In the modern industrial communities the mechanical contrivances available for the comfort and convenience of everyday life are highly developed. So much so that body servants, or, indeed, domestic servants of any kind, would now scarcely be employed by anybody except on the ground of a canon of reputability carried over by tradition from earlier usage. The only exception would be servants employed to attend on the persons of the infirm and the feeble-minded. But such servants properly come under the head of trained nurses rather than under that of domestic servants, and they are, therefore, an apparent rather than a real exception to the rule.
The proximate reason for keeping domestic servants, for instance, in the moderately well-to-do household of today, is (ostensibly) that the members of the household are unable without discomfort to compass the work required by such a modem establishment. And the reason for their being unable to accomplish it is (1)that they have too many “social duties,” and (2) that the work to be done is too severe and that there is too much of it. These two reasons may be restated as follows: (1) Under a mandatory code of decency, the time and effort of the members of such a household are required to be ostensibly all spent in a performance of conspicuous leisure, in the way of calls, drives, clubs, sewing-circles, sports, charity organisations, and other like social functions. Those persons whose time and energy are employed in these matters privately avow that all these observances, as well as the incidental attention to dress and other conspicuous consumption, are very irksome but altogether unavoidable. (2) Under the requirement of conspicuous consumption of goods, the apparatus of living has grown so elaborate and cumbrous, in the way of dwellings, furniture, bric-a-brac, wardrobe and meals, that the consumers of these things cannot make way with them in the required manner without help. Personal contact with the hired persons whose aid is called in to fulfil the routine of decency is commonly distasteful to the occupants of the house, but their presence is endured and paid for, in order to delegate to them a share in this onerous consumption of household goods. The presence of domestic servants, and of the special class of body servants in an eminent degree, is a concession of physical comfort to the moral need of pecuniary decency.
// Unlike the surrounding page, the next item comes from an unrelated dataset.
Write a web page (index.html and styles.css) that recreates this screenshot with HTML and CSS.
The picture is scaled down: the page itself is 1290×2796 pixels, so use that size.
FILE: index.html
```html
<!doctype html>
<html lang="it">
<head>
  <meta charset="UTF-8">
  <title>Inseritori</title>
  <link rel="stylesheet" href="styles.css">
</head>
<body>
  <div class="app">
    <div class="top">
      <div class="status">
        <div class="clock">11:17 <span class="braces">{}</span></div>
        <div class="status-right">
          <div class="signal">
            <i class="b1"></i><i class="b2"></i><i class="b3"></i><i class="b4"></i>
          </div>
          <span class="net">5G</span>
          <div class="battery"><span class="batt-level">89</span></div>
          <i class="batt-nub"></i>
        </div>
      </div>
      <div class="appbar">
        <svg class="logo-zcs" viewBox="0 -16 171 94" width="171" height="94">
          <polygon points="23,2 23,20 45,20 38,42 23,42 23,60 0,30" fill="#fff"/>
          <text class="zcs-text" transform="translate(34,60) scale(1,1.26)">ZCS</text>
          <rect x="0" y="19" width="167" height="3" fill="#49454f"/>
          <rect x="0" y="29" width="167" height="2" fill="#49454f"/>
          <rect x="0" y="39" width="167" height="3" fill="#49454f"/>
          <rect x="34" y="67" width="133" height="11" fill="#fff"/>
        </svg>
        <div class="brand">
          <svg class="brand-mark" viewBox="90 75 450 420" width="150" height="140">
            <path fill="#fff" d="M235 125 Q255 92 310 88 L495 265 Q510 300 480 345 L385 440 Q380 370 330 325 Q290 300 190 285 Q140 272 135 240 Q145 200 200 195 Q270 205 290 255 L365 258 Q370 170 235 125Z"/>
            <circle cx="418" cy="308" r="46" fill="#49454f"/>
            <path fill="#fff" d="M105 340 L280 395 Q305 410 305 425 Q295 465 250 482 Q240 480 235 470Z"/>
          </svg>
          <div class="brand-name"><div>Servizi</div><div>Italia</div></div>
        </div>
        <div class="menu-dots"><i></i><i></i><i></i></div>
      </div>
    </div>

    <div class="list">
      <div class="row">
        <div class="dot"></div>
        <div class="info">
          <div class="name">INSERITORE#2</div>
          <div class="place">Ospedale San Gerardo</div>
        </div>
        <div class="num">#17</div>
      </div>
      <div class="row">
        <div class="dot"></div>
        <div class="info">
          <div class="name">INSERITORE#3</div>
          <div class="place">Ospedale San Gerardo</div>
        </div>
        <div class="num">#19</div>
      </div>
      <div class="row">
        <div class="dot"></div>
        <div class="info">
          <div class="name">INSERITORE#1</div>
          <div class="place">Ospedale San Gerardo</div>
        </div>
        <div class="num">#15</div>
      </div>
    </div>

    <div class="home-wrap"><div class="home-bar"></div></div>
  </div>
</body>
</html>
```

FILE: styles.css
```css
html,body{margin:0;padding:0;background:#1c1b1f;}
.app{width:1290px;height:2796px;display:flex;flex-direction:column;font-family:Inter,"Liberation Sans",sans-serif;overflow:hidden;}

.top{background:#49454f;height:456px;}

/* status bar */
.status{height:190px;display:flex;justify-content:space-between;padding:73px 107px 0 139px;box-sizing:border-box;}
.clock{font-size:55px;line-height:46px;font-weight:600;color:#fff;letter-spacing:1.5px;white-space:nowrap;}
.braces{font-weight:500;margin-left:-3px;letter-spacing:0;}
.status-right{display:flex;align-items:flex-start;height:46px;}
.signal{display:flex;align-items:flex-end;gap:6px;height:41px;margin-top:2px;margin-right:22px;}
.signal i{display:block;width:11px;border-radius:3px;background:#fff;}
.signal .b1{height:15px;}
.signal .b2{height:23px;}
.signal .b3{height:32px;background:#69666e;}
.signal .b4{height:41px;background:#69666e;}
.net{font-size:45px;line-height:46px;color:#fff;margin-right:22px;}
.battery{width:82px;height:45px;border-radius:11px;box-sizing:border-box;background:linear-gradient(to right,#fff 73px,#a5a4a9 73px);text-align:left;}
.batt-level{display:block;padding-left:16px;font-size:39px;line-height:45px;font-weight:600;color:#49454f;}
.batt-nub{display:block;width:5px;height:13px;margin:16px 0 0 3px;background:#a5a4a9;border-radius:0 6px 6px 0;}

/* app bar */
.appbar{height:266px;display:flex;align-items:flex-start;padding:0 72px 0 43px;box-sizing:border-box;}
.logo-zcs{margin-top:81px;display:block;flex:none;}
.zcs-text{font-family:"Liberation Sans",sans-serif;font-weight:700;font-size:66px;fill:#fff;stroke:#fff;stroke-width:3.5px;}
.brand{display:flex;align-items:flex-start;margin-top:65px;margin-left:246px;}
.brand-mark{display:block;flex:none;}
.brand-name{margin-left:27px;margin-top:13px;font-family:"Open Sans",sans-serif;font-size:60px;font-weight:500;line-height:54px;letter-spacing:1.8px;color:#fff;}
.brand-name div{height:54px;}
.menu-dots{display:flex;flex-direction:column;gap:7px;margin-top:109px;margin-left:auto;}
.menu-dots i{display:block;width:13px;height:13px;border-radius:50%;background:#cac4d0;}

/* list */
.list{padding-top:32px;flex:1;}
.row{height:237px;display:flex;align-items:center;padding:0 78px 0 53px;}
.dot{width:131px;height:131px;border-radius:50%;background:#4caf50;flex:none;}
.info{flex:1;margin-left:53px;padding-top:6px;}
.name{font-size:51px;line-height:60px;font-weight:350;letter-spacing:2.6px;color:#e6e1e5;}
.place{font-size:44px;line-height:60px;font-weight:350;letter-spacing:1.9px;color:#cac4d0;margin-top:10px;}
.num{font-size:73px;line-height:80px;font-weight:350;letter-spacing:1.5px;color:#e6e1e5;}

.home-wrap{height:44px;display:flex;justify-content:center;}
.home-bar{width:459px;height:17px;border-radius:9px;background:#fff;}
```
The largest manifestation of vicarious leisure in modern life is made up of what are called domestic duties. These duties are fast becoming a species of services performed, not so much for the individual behoof of the head of the household as for the reputability of the household taken as a corporate unit—a group of which the housewife is a member on a footing of ostensible equality. As fast as the household for which they are performed departs from its archaic basis of ownership-marriage, these household duties of course tend to fall out of the category of vicarious leisure in the original sense; except so far as they are performed by hired servants. That is to say, since vicarious leisure is possible only on a basis of status or of hired service, the disappearance of the relation of status from human intercourse at any point carries with it the disappearance of vicarious leisure so far as regards that much of life. But it is to be added, in qualification of this qualification, that so long as the household subsists, even with a divided head, this class of non-productive labour performed for the sake of household reputability must still be classed as vicarious leisure, although in a slightly altered sense. It is now leisure performed for the quasi-personal corporate household, instead of, as formerly, for the proprietary head of the household.